» **GOAL**
Wherever a line below holds the word "with", copy that line.

» **SUPPLIED DATA**
☆ ☆ ☆ ☆ ☆ ☆ ☆

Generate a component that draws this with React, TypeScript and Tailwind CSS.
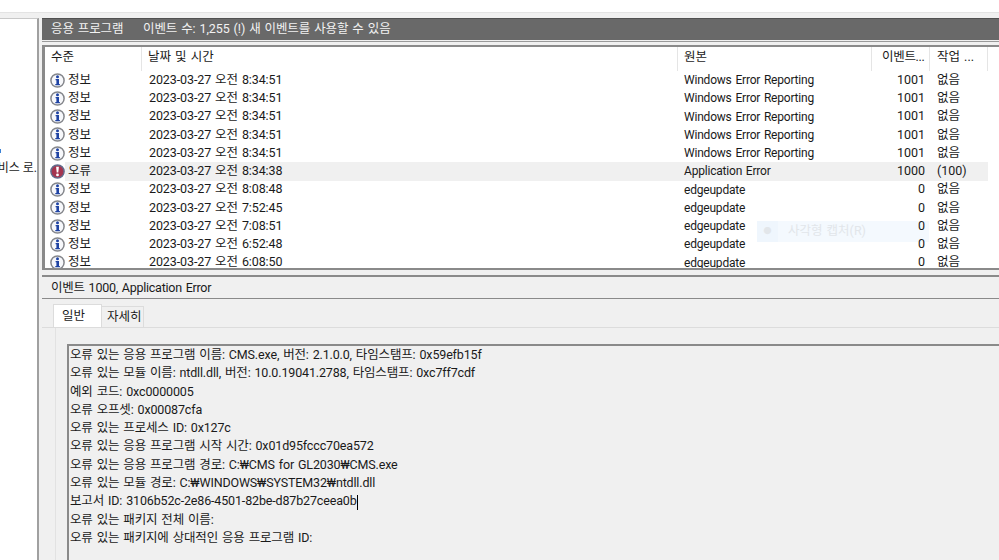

☆ ☆ ☆ ☆ ☆ ☆ ☆

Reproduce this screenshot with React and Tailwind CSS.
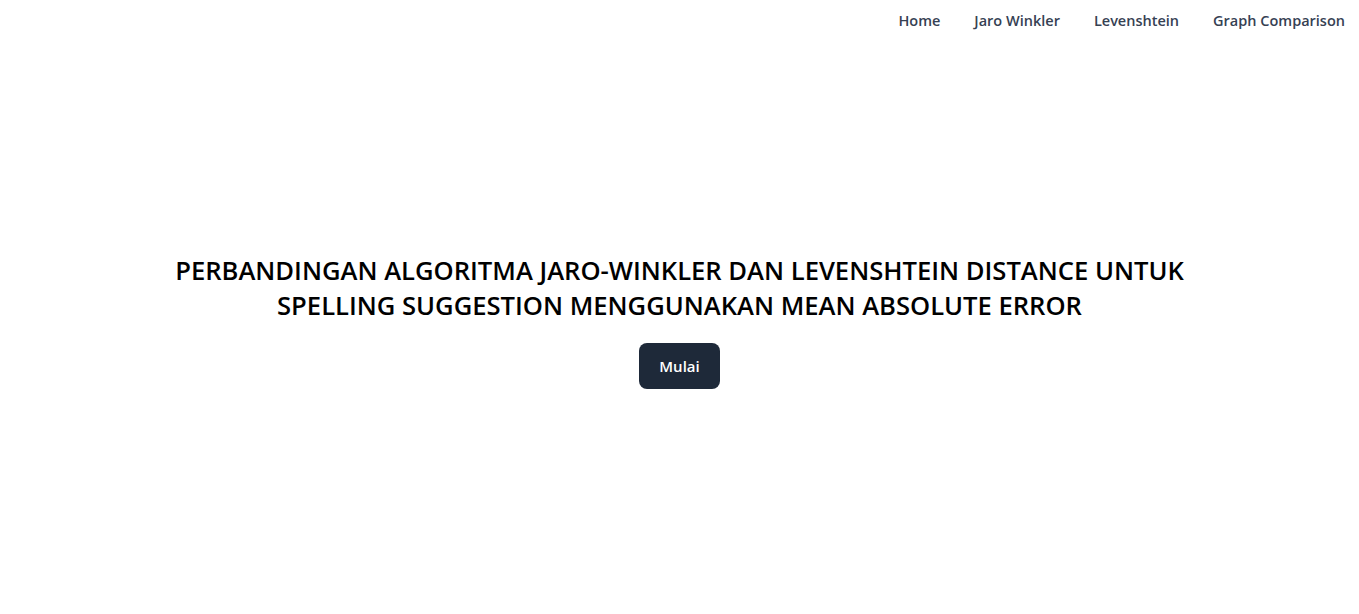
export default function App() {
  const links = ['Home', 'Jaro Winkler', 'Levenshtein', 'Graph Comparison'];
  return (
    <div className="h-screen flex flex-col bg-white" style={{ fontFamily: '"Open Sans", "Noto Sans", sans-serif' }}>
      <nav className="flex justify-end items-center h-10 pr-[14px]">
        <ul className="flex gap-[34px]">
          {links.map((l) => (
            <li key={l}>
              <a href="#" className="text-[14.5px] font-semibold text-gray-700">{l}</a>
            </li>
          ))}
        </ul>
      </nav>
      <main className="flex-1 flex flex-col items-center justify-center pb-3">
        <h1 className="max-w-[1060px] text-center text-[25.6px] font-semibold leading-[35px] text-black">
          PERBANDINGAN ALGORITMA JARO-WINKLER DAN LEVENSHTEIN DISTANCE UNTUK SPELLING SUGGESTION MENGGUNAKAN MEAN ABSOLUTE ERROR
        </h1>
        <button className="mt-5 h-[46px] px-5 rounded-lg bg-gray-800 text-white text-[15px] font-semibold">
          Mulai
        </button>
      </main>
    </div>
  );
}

☆ ☆ ☆ ☆ ☆ ☆ ☆

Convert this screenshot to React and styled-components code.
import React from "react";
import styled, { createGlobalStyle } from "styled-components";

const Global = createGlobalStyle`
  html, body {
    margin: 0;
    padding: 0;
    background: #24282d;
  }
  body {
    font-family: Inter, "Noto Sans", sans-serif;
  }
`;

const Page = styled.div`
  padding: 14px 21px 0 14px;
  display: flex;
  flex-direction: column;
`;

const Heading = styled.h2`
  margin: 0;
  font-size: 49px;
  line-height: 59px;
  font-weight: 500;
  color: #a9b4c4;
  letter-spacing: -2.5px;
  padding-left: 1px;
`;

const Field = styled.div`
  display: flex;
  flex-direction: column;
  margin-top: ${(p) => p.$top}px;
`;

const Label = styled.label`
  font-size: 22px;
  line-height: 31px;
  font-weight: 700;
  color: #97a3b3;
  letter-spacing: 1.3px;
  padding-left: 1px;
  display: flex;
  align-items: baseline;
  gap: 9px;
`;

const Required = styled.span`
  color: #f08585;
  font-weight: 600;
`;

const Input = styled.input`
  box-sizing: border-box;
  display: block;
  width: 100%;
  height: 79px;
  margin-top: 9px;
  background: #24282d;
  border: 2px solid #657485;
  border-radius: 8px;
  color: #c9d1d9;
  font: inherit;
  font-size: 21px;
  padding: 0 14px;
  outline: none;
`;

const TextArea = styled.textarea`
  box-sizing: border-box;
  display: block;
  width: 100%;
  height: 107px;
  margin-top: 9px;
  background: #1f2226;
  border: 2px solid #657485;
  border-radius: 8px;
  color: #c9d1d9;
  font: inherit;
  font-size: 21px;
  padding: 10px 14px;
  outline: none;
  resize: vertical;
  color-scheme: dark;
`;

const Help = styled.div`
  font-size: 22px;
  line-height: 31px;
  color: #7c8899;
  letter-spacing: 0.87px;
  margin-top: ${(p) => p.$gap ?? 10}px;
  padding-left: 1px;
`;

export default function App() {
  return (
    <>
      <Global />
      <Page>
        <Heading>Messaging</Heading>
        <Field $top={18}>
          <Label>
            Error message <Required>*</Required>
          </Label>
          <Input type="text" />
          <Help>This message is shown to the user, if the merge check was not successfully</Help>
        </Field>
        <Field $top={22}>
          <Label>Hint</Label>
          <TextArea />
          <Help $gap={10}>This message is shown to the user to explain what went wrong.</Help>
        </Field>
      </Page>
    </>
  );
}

☆ ☆ ☆ ☆ ☆ ☆ ☆

» **EXPECTED OUTPUT**
Generate a component that draws this with React, TypeScript and Tailwind CSS.
Reproduce this screenshot with React and Tailwind CSS.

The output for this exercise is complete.